A few shooters reserve ink on a nightly basis, but role players are always keeping teams within striking distance.
Creating possessions, whether by steal or rebounding, can turn a game on its head. Close games are often decided there, along with defense and executing passes.
The parity in Central 2B League and Greater St. Helens League 2A girls basketball this season makes glue players more vital than ever.
Toledo’s Stacie Spahr and Haleigh Holmes or Toutle Lake’s Madison Hald grab enough boards and make key passes to ensure every game is winnable. Woodland and R.A. Long girls complement each other in almost every facet. And others from Wahkiakum, Winlock and Kalama give fans plenty to be upbeat about.
R.A. Long’s Bobbi Clark often dominates the glass. She’s averaged double-digit rebounds since the middle of her freshman year, and now the sophomore has established herself as a premier rebounder in the area.
“My team is depending on my rebounds,” Clark said. “When I go after the ball it’s all or nothing. I’m all in trying to get the rebound and look for a quick outlet. That’s my goal when I get those rebounds.”
Clark entered high school with rare size. She was 5-foot-11 her freshman year, and has since eclipsed 6 feet as a sophomore. That comes with some added pressure, and some don’t always see Clark’s contributions on first glance.
“A lot of people say ‘You only average this many points per game,’ and they don’t look at the other stats,” Clark said. “Without all of those boards, would we have been able to get those points? It’s a big part of the game I think. If I don’t do my job, they might go back and lay it up. It’s definitely a fire inside of me that wants to get that ball.”
That’s a factor Jills coach Jan Karnoski has learned to stress to his players, creating a “points added” stat which accounts for defense and rebounding.
“We count all of the good things they do, minus the turnovers and it comes up to total team points,” Karnoski said. “They get points for rebounds, assists, steals, blocked shots, loose balls and that type of thing.
“A girl might score two points in the ballgame but have 20 team points. We make sure we emphasize the team part of it. We have a lot of scorers on our team, and our guards are known for their scoring ability, but we’re getting more and more production from all the other players. When they see those total team points it makes them feel better.”

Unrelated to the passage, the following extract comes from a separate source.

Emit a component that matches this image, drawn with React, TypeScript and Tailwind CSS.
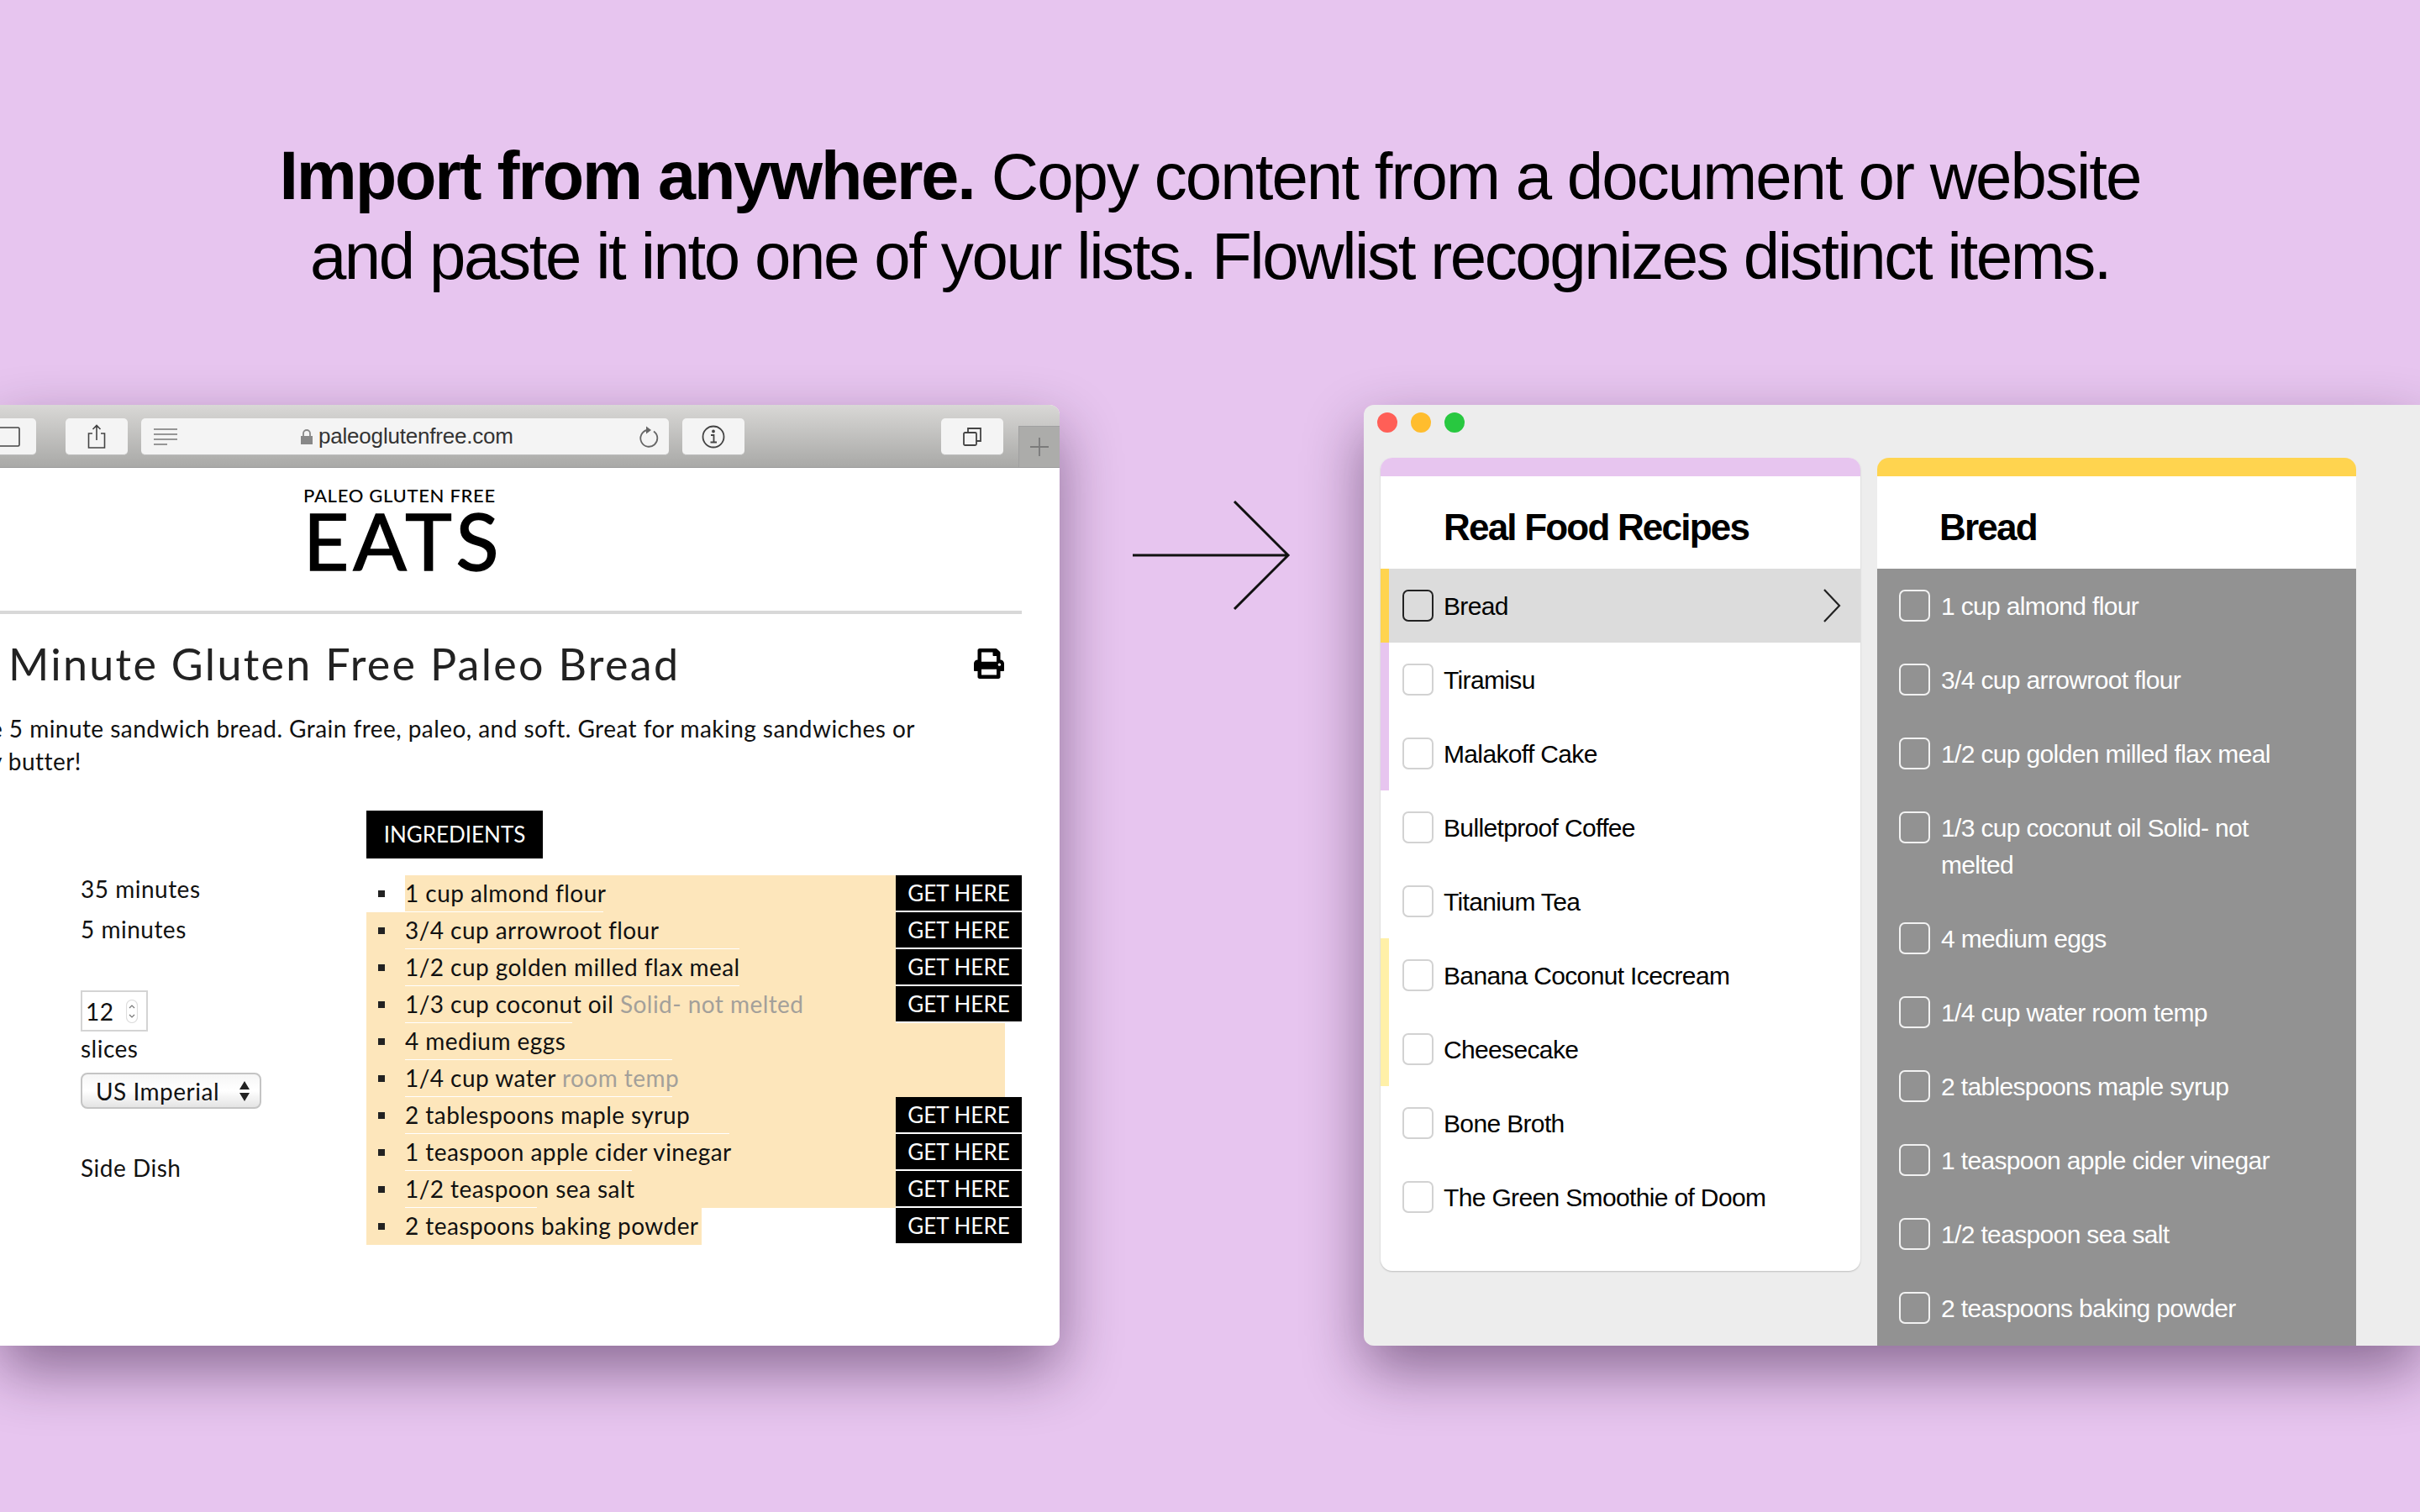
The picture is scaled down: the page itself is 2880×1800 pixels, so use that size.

Wahkiakum sophomore Jansi Merz fits that mold as well. The Mules are favorites to make a deep run through the state tournament, but would be on less stable ground without Merz’ post presence.
“It makes a huge difference for us,” Mules coach Rob Garrett said. “We talk about doing as much as you can for each possession. Are you doing your job? She puts a lot of time in, and she’s very purposeful about it.”
Garrett noted that her energy has elevated her game, already possessing the raw tools to be a stellar player. With sharpened intangibles, Merz has become Wahkiakum’s leading rebounder.
“I just have to go all out, no matter what,” Merz said of her nightly routine. “Even if there’s people in the way, you have to go and grab the rebound.”
Macie Elliott remains the go-to shooter in Cathlamet, and there’s a few good reasons why. Without Merz, though, her opportunities would likely dwindle.
Woodland’s roster is unique in that it’s made up almost completely of role players. When one catches fire, the Beavers are on solid footing.
Payten Foster and Nicole Guthrie make for a dynamic tandem, while Kaily Christensen, Kelly Sweyer and Kaija Olson have the shiftiness and smarts to create offense even when it’s elusive.
Perhaps the team is most fortunate that the chemistry creates a successful atmosphere.
“I think it’s beautiful and it all flows together,” coach Glen Flanagan said. “Sometimes when you have role players and need someone to step up, it doesn’t always happen.”
Eight miles north, the Chinooks too rely on role players. Kalama has a certified scorer in Akura Rocha, but rely on the rest of the rotation for a few baskets a night. Taylor Tabor is averaging eight rebounds per game and guards the opposition’s best scorer. Nicole Settles is a go-to off-ball shooter and Lily Given works box-and-1’s with Tabor against elite shooters.
“Her and Taylor just give you 110 percent. They’ll run through a wall for you. There’s no switch that goes on low,” coach John Speed said. “I call them my garbagemen because they do everything.”
Then there’s Gracie Stemkoski, who Speed said has stepped up into a major role following a knee injury to point guard Ryann Bailey. The cumulative effect has kept the Chinooks competitive night in and night out.
“We Moneyball it. We look for three or four players to score three or four each,” Speed said. “Just do your job and play good defense.”